Wednesday, July 15, 2009

In Good Humour

I've been thinking a lot about humour lately. Now, I know what you are thinking - so you should be, it's about time you injected some into your bloody site - but my current musings have been focused on the nature of humour, and how what we perceive as being funny changes over time. I was sent on this mental journey after spending some time on the relaunched Some of the Corpses are Amusing (SOTCAA) site, where they discuss and dissect various aspects of contemporary British TV and radio comedy. As with all such things, the articles occasionally teeter on the edge of vanishing up their own arses as they over-analyse some comedy, but,on the whole, it's a worthwhile read. Particularly impressive is the site's willingness to to beg to differ with much of the received wisdom about various comedy 'classics'. Once again, I wouldn't always agree with their opinions, but it is refreshing to find somewhere that isn't content to simply regurgitate all the usual gushing fan-boy adulation which all too often passes for reviews when it comes to well-known comedians and TV series.

All of which, eventually, brings me to my point - the way our perceptions of comedy change. SOTCAA seems to have a bit of a downer on I'm Alan Partridge, challenging the widely accepted view that this series represented a high-water mark in the development of the British sitcom. What I found interesting was that when the series was first shown, I pretty much shared their reservations about it (if you want to know what these are in detail, go visit the SOTCAA site), but over the years I've mellowed toward it, and when I recently caught some repeats, actually laughed at it. Part of the SOTCAA reviewers view on Alan Partridge seem to be influenced by the fact that they also have a bit of a downer on Armando Iannucci who produced it, and all his works. Interestingly, Iannucci is another subject where, over the years, I've done a comedy U-turn. There was a time when I didn't find him, or anything he was involved with remotely amusing. Whilst I still think his Friday Night Armistice is irredeemable shit, I've found some of his more recent efforts pretty good. Most notably, The Thick of It and its film spin-off In The Loop. Mind you, as I've mentioned before, it did take me quite a while to warm to The Thick of It, which seems to be the case with much new-fangled TV comedy - it took me a long time to get into the Mighty Boosh (another of SOTCAA's pet hates), for instance, and it was series four (or maybe five, I'm not sure) before I understood Peep Show. The same thing goes for comedians - I used to think David Baddiel a complete knob, but in recent years have come to like him, for example.

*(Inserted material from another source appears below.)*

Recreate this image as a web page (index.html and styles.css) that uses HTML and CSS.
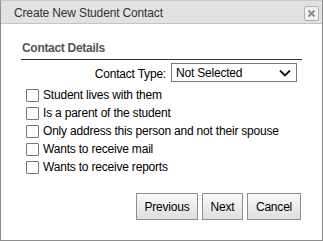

Whilst I've learned to love (or at least tolerate) some comedy series and comedians, others I used to like have fallen from grace. Now, whilst many of these are things I laughed at when I was eight years old - On The Buses, Ken Dodd and his Diddy Men or Are You Being Served? - others are of more recent vintage: for some reason I now find Sean Lock extremely irritating and it is getting to the stage where I'd cross the street to avoid Have I Got News For You. So clearly,it isn't simply a case of developing a more 'sophisticated' taste in humour as I row older. Indeed, I recently saw a 1972 vintage episode of Doctor in Charge I hadn't seen since I was a child, and it still made me laugh. Perhaps by focusing on something or someone I feel I'm in imminent danger of disliking, we might gain some insight into what the underlying cause of these apparent shifts in comedic taste. Charlie Brooker, the writer and broadcaster - for a long time I've enjoyed his acerbic columns and his take on TV in programmes like Screen Wipe. But just lately, I've begun to find him less amusing, and slightly irritating. In large part, I'm sure, this is due to his recent relative over-exposure on TV - he seems to be bloody everywhere (actually, it's only Channel Four and BBC4, but that's more than enough). But more than that, I find that the discovery of who some of his other fans are that is putting me off of Brooker. Basically, he's been drawing praise from the kind of pseudo-intellectual middle-class media-wannabe knob heads who lurk in various political and tech blogs and forums, that I detest. I find the idea that I might have anything with these dicks highly distressing. If that's his fan base, I want no part of it. Unfair? Perhaps, but it is often the way that we often end up disowning something or someone we 'discovered' when they were just a 'cult', the moment they seem to be becoming 'mainstream'. So, sadly, maybe I'm just as shallow as all those other tossers out there who like to feel special and clever because they are part of some privileged 'underground movement'! How disappointing!